If you need to run custom logic when a stream graph has fully terminated (as opposed to just the result having become available), for example because you want to gracefully shut down the StreamEnv, you can attach an onComplete handler to the streamRun.termination Future that is made available by the StreamRun instance (which itself is returned by the run call).

Execution Model

swave streams can run in one of two basic modes:

  1. Synchronously on the caller thread (yet without any blocking!)
  2. Asynchronously on one or more thread-pool(s) detached from the caller thread

Hereby the caller thread is the thread calling the run method.

Whether a stream runs synchronously or asynchronously depends on the kinds of stages that are present in the graph. By default swave will run the stream synchronously if possible, but certain kinds of stages must react to external signals (like timers or interrupts) and thus cannot operate in a synchronous mode. If at least one of these is present in the graph then the stream will run asynchronously.

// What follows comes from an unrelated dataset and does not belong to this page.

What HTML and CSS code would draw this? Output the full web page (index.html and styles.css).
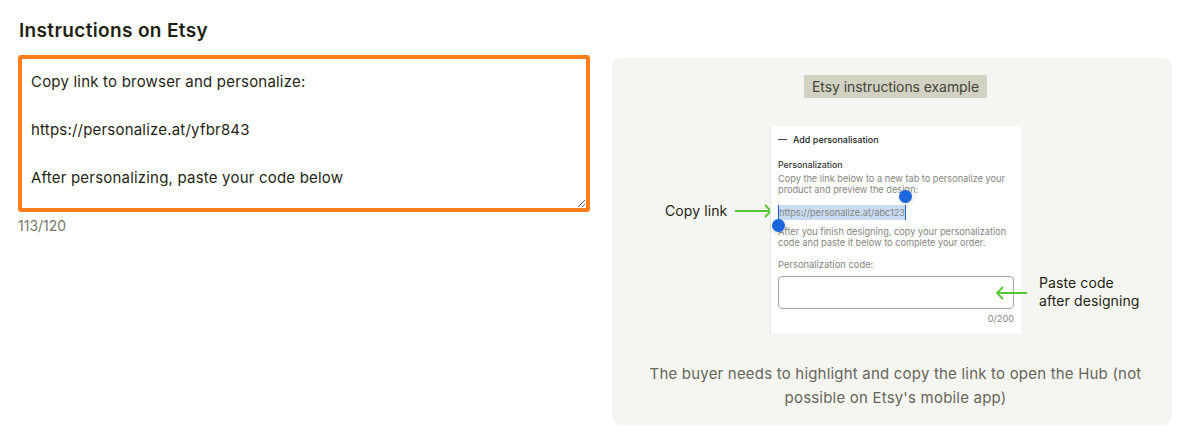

Of course you can also force a stream to run asynchronously in various ways. Check out the chapter on Sync vs. Async Execution for more details on this.

Thread Safety

While the running of streams is specifically designed for asynchronous execution the DSL for constructing stream graphs is not. This means that, if you (for example) try to reuse a stage from two different threads without proper synchronization, the behavior you see might be unexpected.

The DSL is designed for use from only one thread at a time. If you share DSL elements across threads you must make sure to properly synchronize all accesses yourself.